Another revolutionary process that came with the beginning of agriculture was the beginning of cattle raising. This domestication and exploitation of non-human animals probably brought with it two key discoveries for the consolidation of patriarchy: fatherhood and birth rate control. We can imagine how, through the observation of non-human animals, human animals were able to better understand the relationship between sexuality, pregnancy and labour, together with the role of the male in the reproductive scenario. The birth control strategies that were applied on cattle an other domestic female animals allowed to imagine birth control in women too. And ruling over animals, perceived as a resource that could be submitted and exploited, allowed men to conceive domination and exploitation of women, opening the door to the creation of patriarchal clans.
The Institutionalisation of Patriarchal Violence
The hunters groups, which we imagine mainly constituted by men, fought against animals that would try to defend themselves, probably causing wounds or even the death of some of the group members. These risk situations, with the adrenaline and the excitement of combat they entailed, would confer a mystical dimension to hunting, which would become cause for rituals and worship processes. The combat experiences and the feeling of victory when a hunting expedition was successful would produce feelings of brotherhood between men. The development of an increased aggressiveness, together with strategies to defeat the enemy through the strength of the group would be greatly useful for the community to be able to hunt animals of a larger size. With time and accumulated experience, together with the surge of natural leaderships that would make hunting more efficient, there would surge command structures and hierarchies, which would become primitive military strategies.
At some point, the military logic of the man-warrior was brought to the sedentary settlements, making them the target of attacks directed at obtaining the food that was stocked there. The villages that suffered those raids were then in need to build walls and defensive structures to survive. That process of delimitation and enclosement of the land that walls implied might have been the beginning of the feelings of possession and ownership, which together with the processes of accumulation of excess, opened the door to the capitalistic narrative that would take control of the human mentality. Besides, the development and perfection of military tactics, originated in hunting but useful for combat against other human groups, allowed creating communities that depended on raiding to obtain food. If we imagine those communities as men groups, it is likely that those perceived the women in other communities as resources, so without them the clan was not able to reprocuce itself and gets extinguished. Probably this situation supposed a sistematization of violence against women, based on kidnap and rape, objectivaizing and taking over control over their bodies.
We can then imagine the specialisation of gender roles that followed the Neolithic revolution, where “the man” was focused on tasks related to violence (be it hunting or raiding, or maybe in defensive garrisons to protect their villages), while “the woman” went from a position of managing and providing care at the centre of the community to being subdued and displaced to a defensive survival position. The discovery of fatherhood would probably increase jealousy and phobia of men towards other men, initiating a process of redefining the sexuality based on property. In order to ensure that the offspring of a certain woman was produced by their seed, they would intend to limit the relationships that she could have with other men, restricting her freedom of movement and using violence against her and other men that came close to her. This would entail an increased social conflict, with fights and arguments on access to women.

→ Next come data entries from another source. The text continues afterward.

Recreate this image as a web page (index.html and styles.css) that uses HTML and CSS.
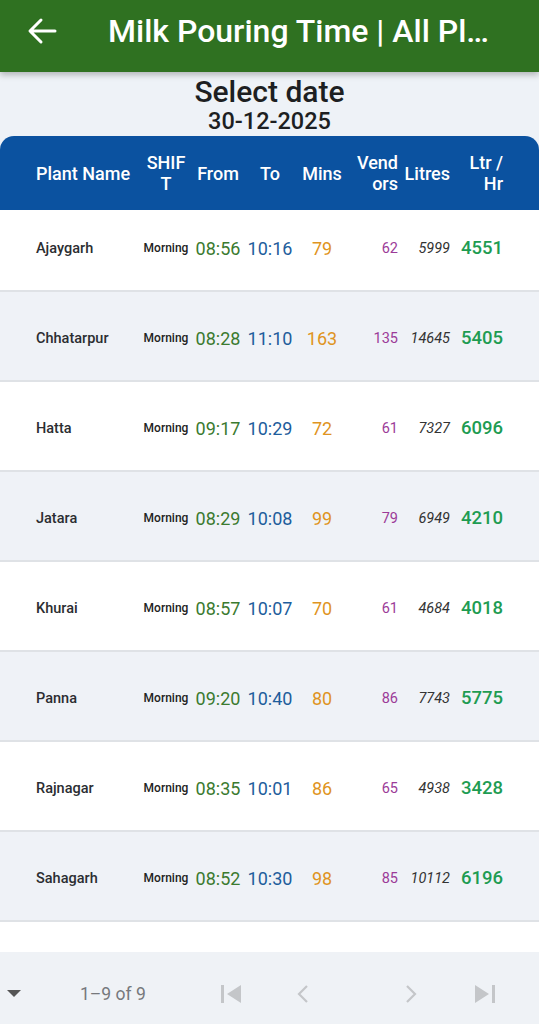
FILE: index.html
```html
<!DOCTYPE html>
<html lang="en">
<head>
    <meta charset="UTF-8">
    <meta name="viewport" content="width=device-width, initial-scale=1.0">
    <title>Milk Pouring Time | All Plants</title>
    <link rel="stylesheet" href="styles.css">
</head>
<body>

<div class="app">
    <header class="appbar">
        <svg class="back" width="32" height="32" viewBox="0 0 32 32">
            <path d="M29 16H5M15 5L4 16l11 11" fill="none" stroke="#fff" stroke-width="3" stroke-linecap="round" stroke-linejoin="round"/>
        </svg>
        <div class="title">Milk Pouring Time | All Plants Summary</div>
    </header>

    <div class="date-block">
        <div class="date-label">Select date</div>
        <div class="date-value">30-12-2025</div>
    </div>

    <div class="table">
        <div class="thead">
            <div class="th name">Plant Name</div>
            <div class="th shift">SHIFT</div>
            <div class="th center">From</div>
            <div class="th center">To</div>
            <div class="th center">Mins</div>
            <div class="th right vendors">Vendors</div>
            <div class="th right">Litres</div>
            <div class="th right rate">Ltr / Hr</div>
        </div>

        <div class="tbody">
            <div class="row">
                <div class="name">Ajaygarh</div>
                <div class="shift">Morning</div>
                <div class="from">08:56</div>
                <div class="to">10:16</div>
                <div class="mins">79</div>
                <div class="vendors">62</div>
                <div class="litres">5999</div>
                <div class="rate">4551</div>
            </div>
            <div class="row">
                <div class="name">Chhatarpur</div>
                <div class="shift">Morning</div>
                <div class="from">08:28</div>
                <div class="to">11:10</div>
                <div class="mins">163</div>
                <div class="vendors">135</div>
                <div class="litres">14645</div>
                <div class="rate">5405</div>
            </div>
            <div class="row">
                <div class="name">Hatta</div>
                <div class="shift">Morning</div>
                <div class="from">09:17</div>
                <div class="to">10:29</div>
                <div class="mins">72</div>
                <div class="vendors">61</div>
                <div class="litres">7327</div>
                <div class="rate">6096</div>
            </div>
            <div class="row">
                <div class="name">Jatara</div>
                <div class="shift">Morning</div>
                <div class="from">08:29</div>
                <div class="to">10:08</div>
                <div class="mins">99</div>
                <div class="vendors">79</div>
                <div class="litres">6949</div>
                <div class="rate">4210</div>
            </div>
            <div class="row">
                <div class="name">Khurai</div>
                <div class="shift">Morning</div>
                <div class="from">08:57</div>
                <div class="to">10:07</div>
                <div class="mins">70</div>
                <div class="vendors">61</div>
                <div class="litres">4684</div>
                <div class="rate">4018</div>
            </div>
            <div class="row">
                <div class="name">Panna</div>
                <div class="shift">Morning</div>
                <div class="from">09:20</div>
                <div class="to">10:40</div>
                <div class="mins">80</div>
                <div class="vendors">86</div>
                <div class="litres">7743</div>
                <div class="rate">5775</div>
            </div>
            <div class="row">
                <div class="name">Rajnagar</div>
                <div class="shift">Morning</div>
                <div class="from">08:35</div>
                <div class="to">10:01</div>
                <div class="mins">86</div>
                <div class="vendors">65</div>
                <div class="litres">4938</div>
                <div class="rate">3428</div>
            </div>
            <div class="row">
                <div class="name">Sahagarh</div>
                <div class="shift">Morning</div>
                <div class="from">08:52</div>
                <div class="to">10:30</div>
                <div class="mins">98</div>
                <div class="vendors">85</div>
                <div class="litres">10112</div>
                <div class="rate">6196</div>
            </div>
            <!-- ninth row sits under the pager -->
            <div class="row"></div>
        </div>

        <div class="pager">
            <svg class="size-menu" width="14" height="8" viewBox="0 0 14 8">
                <path d="M0 0h14L7 7z" fill="#555"/>
            </svg>
            <span class="count">1–9 of 9</span>
            <svg class="pg first" width="20" height="20" viewBox="0 0 20 20">
                <rect x="0" y="1" width="3" height="18" fill="#c4c6c9"/>
                <path d="M20 1v18L6 10z" fill="#c4c6c9"/>
            </svg>
            <svg class="pg prev" width="12" height="18" viewBox="0 0 12 18">
                <path d="M10 1L2 9l8 8" fill="none" stroke="#c4c6c9" stroke-width="2.2"/>
            </svg>
            <svg class="pg next" width="12" height="18" viewBox="0 0 12 18">
                <path d="M2 1l8 8-8 8" fill="none" stroke="#c4c6c9" stroke-width="2.2"/>
            </svg>
            <svg class="pg last" width="20" height="20" viewBox="0 0 20 20">
                <path d="M0 1v18l14-9z" fill="#c4c6c9"/>
                <rect x="17" y="1" width="3" height="18" fill="#c4c6c9"/>
            </svg>
        </div>
    </div>
</div>

</body>
</html>
```

FILE: styles.css
```css
body {
    margin: 0;
    font-family: Roboto, "Noto Sans", Arial, sans-serif;
    background-color: #eef2f7;
}
.app {
    height: 100vh;
    display: flex;
    flex-direction: column;
    overflow: hidden;
}

/* top bar */
.appbar {
    height: 72px;
    box-sizing: border-box;
    flex-shrink: 0;
    display: flex;
    align-items: center;
    padding: 0 36px 10px 26px;
    background-color: #2f7121;
    box-shadow: 0 3px 6px rgba(0, 0, 0, 0.25);
    position: relative;
    z-index: 2;
}
.back {
    flex-shrink: 0;
}
.title {
    margin-left: 50px;
    color: #fff;
    font-size: 32px;
    font-weight: 500;
    white-space: nowrap;
    overflow: hidden;
    text-overflow: ellipsis;
}

/* date */
.date-block {
    flex-shrink: 0;
    padding-top: 4px;
    padding-bottom: 2px;
    text-align: center;
    color: #1d1f22;
    font-weight: 500;
}
.date-label {
    font-size: 30px;
    line-height: 32px;
}
.date-value {
    font-size: 23.5px;
    line-height: 26px;
}

/* table */
.table {
    flex: 1;
    min-height: 0;
    display: flex;
    flex-direction: column;
}
.thead, .row {
    display: grid;
    grid-template-columns: 102px 56px 48px 56px 48px 52px 52px 53px;
    padding: 0 36px;
    align-items: center;
}
.thead {
    height: 74px;
    flex-shrink: 0;
    background-color: #0b52a0;
    border-radius: 14px 14px 0 0;
    color: #fff;
    font-size: 18px;
    font-weight: 500;
    line-height: 21px;
}
.th {
    word-break: break-all;
}
.th.center {
    text-align: center;
}
.th.right {
    text-align: right;
}
.th.shift {
    text-align: center;
    padding: 0 7px;
}
.th.vendors {
    padding-left: 8px;
}
.th.rate {
    padding-left: 14px;
    word-break: normal;
}

.tbody {
    flex: 1;
    min-height: 0;
    overflow: hidden;
}
.row {
    height: 90px;
    box-sizing: border-box;
    padding-top: 4px;
    border-bottom: 2px solid #dfe2e6;
    background-color: #fff;
}
.row:first-child {
    height: 82px;
    padding-bottom: 8px;
}
.row:nth-child(even) {
    background-color: #eff2f7;
}
.row .name {
    color: #2b2d31;
    font-size: 14.5px;
    font-weight: 500;
}
.row .shift {
    text-align: center;
    color: #222;
    font-size: 12px;
    font-weight: 500;
}
.row .from, .row .to, .row .mins {
    text-align: center;
    font-size: 18px;
}
.row .from {
    color: #3b7a2f;
}
.row .to {
    color: #1e5d9c;
}
.row .mins {
    color: #df9422;
}
.row .vendors {
    text-align: right;
    color: #9c3b98;
    font-size: 14.5px;
}
.row .litres {
    text-align: right;
    color: #333;
    font-size: 14.5px;
    font-style: italic;
}
.row .rate {
    text-align: right;
    color: #1e9c52;
    font-size: 18.5px;
    font-weight: 500;
}

/* pager */
.pager {
    height: 72px;
    box-sizing: border-box;
    flex-shrink: 0;
    display: flex;
    align-items: center;
    padding: 12px 0 0 7px;
    background-color: #eff2f6;
}
.count {
    margin-left: 59px;
    color: #76787c;
    font-size: 17.5px;
}
.pg.first {
    margin-left: 75px;
}
.pg.prev {
    margin-left: 56px;
}
.pg.next {
    margin-left: 96px;
}
.pg.last {
    margin-left: 58px;
}
```
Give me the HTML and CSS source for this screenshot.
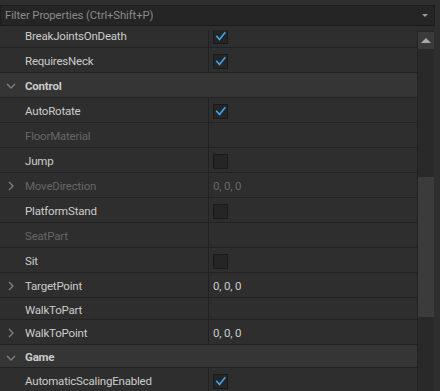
FILE: index.html
```html
<!DOCTYPE html>
<html>
<head>
<meta charset="utf-8">
<link rel="stylesheet" href="styles.css">
</head>
<body>
<div class="filter">
  <span class="filter-text">Filter Properties (Ctrl+Shift+P)</span>
  <span class="filter-drop"></span>
</div>
<div class="panel">
  <div class="list">
    <div class="rows">
      <div class="row"><div class="name">BreakJointsOnDeath</div><div class="value"><span class="cb on"><svg viewBox="0 0 15 15"><polyline points="3.3,6.8 6.5,10.5 12.3,3.3"/></svg></span></div></div>
      <div class="row"><div class="name">RequiresNeck</div><div class="value"><span class="cb on"><svg viewBox="0 0 15 15"><polyline points="3.3,6.8 6.5,10.5 12.3,3.3"/></svg></span></div></div>
      <div class="row cat"><span class="chev-down"><svg viewBox="0 0 10 6"><polyline points="1,1 5,5 9,1"/></svg></span><div class="name">Control</div></div>
      <div class="row"><div class="name">AutoRotate</div><div class="value"><span class="cb on"><svg viewBox="0 0 15 15"><polyline points="3.3,6.8 6.5,10.5 12.3,3.3"/></svg></span></div></div>
      <div class="row"><div class="name dim">FloorMaterial</div><div class="value"></div></div>
      <div class="row"><div class="name">Jump</div><div class="value"><span class="cb"></span></div></div>
      <div class="row"><span class="chev-right"><svg viewBox="0 0 6 10"><polyline points="1,1 5,5 1,9"/></svg></span><div class="name dim">MoveDirection</div><div class="value dim">0, 0, 0</div></div>
      <div class="row"><div class="name">PlatformStand</div><div class="value"><span class="cb"></span></div></div>
      <div class="row"><div class="name dim">SeatPart</div><div class="value"></div></div>
      <div class="row"><div class="name">Sit</div><div class="value"><span class="cb"></span></div></div>
      <div class="row"><span class="chev-right"><svg viewBox="0 0 6 10"><polyline points="1,1 5,5 1,9"/></svg></span><div class="name">TargetPoint</div><div class="value">0, 0, 0</div></div>
      <div class="row short"><div class="name">WalkToPart</div><div class="value"></div></div>
      <div class="row"><span class="chev-right"><svg viewBox="0 0 6 10"><polyline points="1,1 5,5 1,9"/></svg></span><div class="name">WalkToPoint</div><div class="value">0, 0, 0</div></div>
      <div class="row cat short2"><span class="chev-down"><svg viewBox="0 0 10 6"><polyline points="1,1 5,5 9,1"/></svg></span><div class="name">Game</div></div>
      <div class="row"><div class="name">AutomaticScalingEnabled</div><div class="value"><span class="cb on"><svg viewBox="0 0 15 15"><polyline points="3.3,6.8 6.5,10.5 12.3,3.3"/></svg></span></div></div>
    </div>
  </div>
  <div class="scrollbar">
    <div class="sb-up"><span class="tri-up"></span></div>
    <div class="sb-gap1"></div>
    <div class="sb-thumb"></div>
  </div>
</div>
</body>
</html>
```
FILE: styles.css
```css
html, body {
  margin: 0;
  padding: 0;
}
body {
  width: 440px;
  height: 391px;
  overflow: hidden;
  background: #2e2e2e;
  font-family: Roboto, "Liberation Sans", sans-serif;
  font-size: 11.5px;
  letter-spacing: -0.2px;
  color: #cccccc;
}
.filter {
  box-sizing: border-box;
  margin-top: 5px;
  width: 435px;
  height: 21px;
  background: #252525;
  border: 1px solid #1c1c1c;
  display: flex;
  align-items: center;
  justify-content: space-between;
  padding: 0 5px 0 4px;
}
.filter-text {
  color: #8a8a8a;
  font-size: 11.3px;
  letter-spacing: -0.1px;
}
.filter-drop {
  width: 0;
  height: 0;
  border-left: 3px solid transparent;
  border-right: 3px solid transparent;
  border-top: 3px solid #9a9a9a;
  margin-right: 1px;
}
.panel {
  margin-top: 4px;
  display: flex;
  height: 361px;
}
.list {
  width: 417px;
  height: 361px;
  overflow: hidden;
}
.rows {
  margin-top: -7px;
}
.row {
  position: relative;
  box-sizing: border-box;
  height: 25px;
  border-bottom: 1px solid #222222;
  display: flex;
  align-items: center;
}
.row.short {
  height: 22px;
}
.row.short2 {
  height: 23px;
}
.row.cat {
  background: #353535;
}
.name {
  box-sizing: border-box;
  width: 209px;
  height: 100%;
  padding-left: 25px;
  padding-top: 2px;
  display: flex;
  align-items: center;
  border-right: 1px solid #222222;
  white-space: nowrap;
}
.cat .name {
  border-right: none;
  font-weight: bold;
  padding-top: 1px;
}
.dim {
  color: #666666;
}
.value {
  flex: 1;
  padding-left: 4px;
  display: flex;
  align-items: center;
  height: 100%;
  box-sizing: border-box;
  padding-top: 2px;
}
.cb {
  box-sizing: border-box;
  width: 15px;
  height: 15px;
  background: #252525;
  border: 1px solid #1a1a1a;
  display: block;
}
.cb svg {
  display: block;
  width: 15px;
  height: 15px;
  margin: -1px;
}
.cb polyline {
  fill: none;
  stroke: #3aa8f0;
  stroke-width: 1.6;
}
.chev-down {
  position: absolute;
  left: 6px;
  top: 10px;
  width: 10px;
  height: 6px;
}
.chev-down svg, .chev-right svg {
  display: block;
  width: 100%;
  height: 100%;
}
.chev-down polyline, .chev-right polyline {
  fill: none;
  stroke: #808080;
  stroke-width: 1.3;
}
.chev-right {
  position: absolute;
  left: 8px;
  top: 8px;
  width: 6px;
  height: 10px;
}
.scrollbar {
  width: 17px;
  height: 361px;
  background: #292929;
  border-left: 1px solid #222222;
  box-sizing: border-box;
  display: flex;
  flex-direction: column;
}
.sb-up {
  height: 17px;
  margin-top: 2px;
  background: #3a3a3a;
  display: flex;
  align-items: center;
  justify-content: center;
}
.tri-up {
  width: 0;
  height: 0;
  border-left: 5px solid transparent;
  border-right: 5px solid transparent;
  border-bottom: 5px solid #a8a8a8;
}
.sb-gap1 {
  height: 128px;
}
.sb-thumb {
  height: 140px;
  background: #3b3b3b;
}
```
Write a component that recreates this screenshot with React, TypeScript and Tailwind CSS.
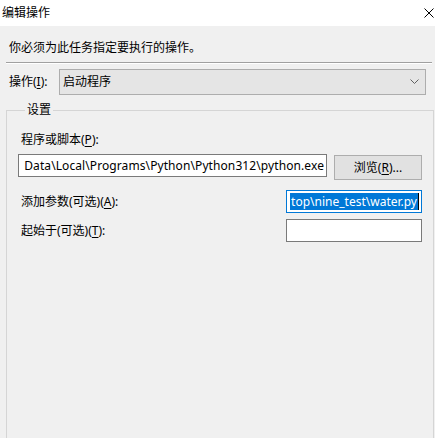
import { ReactNode } from 'react';

function Key({ children }: { children: ReactNode }) {
  return <span className="underline underline-offset-[2px]">{children}</span>;
}

function TextBox({ children, focused }: { children?: ReactNode; focused?: boolean }) {
  return (
    <div
      className={`flex h-[23px] min-w-0 items-center justify-end overflow-hidden whitespace-nowrap bg-white px-[2px] ${
        focused ? 'border border-[#0078d7]' : 'border border-[#7a7a7a]'
      }`}
    >
      {children}
    </div>
  );
}

export default function App() {
  return (
    <div className="h-[438px] w-[435px] overflow-hidden bg-[#f0f0f0] font-[family-name:'Noto_Sans','Noto_Sans_CJK_SC',sans-serif] text-[12px] leading-[16px] text-black">
      {/* title bar */}
      <div className="flex h-[26px] items-center justify-between bg-white pl-[2px] pr-[1px]">
        <span>编辑操作</span>
        <svg width="10" height="10" viewBox="0 0 10 10" className="mb-[1px]">
          <path d="M0.5 0.5 L9.5 9.5 M9.5 0.5 L0.5 9.5" stroke="#000" strokeWidth="1" />
        </svg>
      </div>

      <div className="pl-[6px] pr-[1px]">
        <p className="mt-[14px] pl-[3px]">你必须为此任务指定要执行的操作。</p>
        <div className="mt-[6px] mr-[2px] border-t border-b border-t-[#a0a0a0] border-b-white" />

        <div className="mt-[5px] flex items-center pl-[3px]">
          <span className="w-[50px]">
            操作(<Key>I</Key>):
          </span>
          <div className="flex h-[26px] w-[367px] items-center justify-between border border-[#adadad] bg-[#e5e5e5] pl-[3px] pr-[6px]">
            <span>启动程序</span>
            <svg width="9" height="6" viewBox="0 0 9 6">
              <path d="M0.5 0.5 L4.5 4.5 L8.5 0.5" fill="none" stroke="#606060" strokeWidth="1" />
            </svg>
          </div>
        </div>

        <fieldset className="mt-[7px] h-[340px] w-[428px] min-w-0 border border-[#d5d5d5] pl-[11px] pr-[11px]">
          <legend className="ml-[7px] px-[2px]">设置</legend>

          <p className="mt-[14px] pl-[3px]">
            程序或脚本(<Key>P</Key>):
          </p>
          <div className="mt-[6px] flex items-start gap-[7px]">
            <div className="min-w-0 flex-1">
              <TextBox>
                <span className="tracking-[0.09px]">Data\Local\Programs\Python\Python312\python.exe</span>
              </TextBox>
            </div>
            <button className="mt-[1px] h-[25px] w-[88px] shrink-0 border border-[#adadad] bg-[#e1e1e1]">
              浏览(<Key>R</Key>)...
            </button>
          </div>

          <div className="mt-[10px] flex items-center">
            <span className="min-w-0 flex-1 pl-[3px]">
              添加参数(可选)(<Key>A</Key>):
            </span>
            <div className="w-[136px] shrink-0">
              <TextBox focused>
                <span className="flex items-center">
                  <span className="bg-[#0078d7] px-[1px] leading-[17px] text-white">top\nine_test\water.py</span>
                  <span className="h-[17px] w-[1px] bg-black" />
                </span>
              </TextBox>
            </div>
          </div>

          <div className="mt-[6px] flex items-center">
            <span className="min-w-0 flex-1 pl-[3px]">
              起始于(可选)(<Key>T</Key>):
            </span>
            <div className="w-[136px] shrink-0">
              <TextBox />
            </div>
          </div>
        </fieldset>
      </div>
    </div>
  );
}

It is likely that, in these violence conditions, the woman-mother (with a child in her care and isolated from the group of women-mothers) would be highly dependent in terms of protection, which would be provided by the man-warrior in exchange of sex and care for his offspring. That violence was probably channelled in different ways in different communities, with solutions such as creating hierarchies where only strong men were allowed to have relationships with women, or the institutionalisation of monogamous or polygamous structures where men established relationships of ownership of women, thus building the basis of what would become marriage.
It can be noted that everything that has been commented till here are merely assumptions. We are discussing a period of time that comprises thousands of years, and a large number of human communities that were extended through ample and diverse lands, often with limited relations among themselves. It is likely that the order of the “discoveries” and the way they interacted with each other varied largely between societies.The only thing we can imagine with some certainty is that, bit by bit, a civilisation model was forged based on male domination.
With time and demographic growth of those communities, the interactions between people that were expanding their reach in the same land were unavoidable. Those clans which had more efficient military bodies prevailed, and those communities with a lesser ability to self-defence were extinguished. War fostered the construction of the identity man as opposed to the identity woman, deriving in structures and institutions of domination based on different use of violence, which would be the basis of what we currently understand as patriarchy.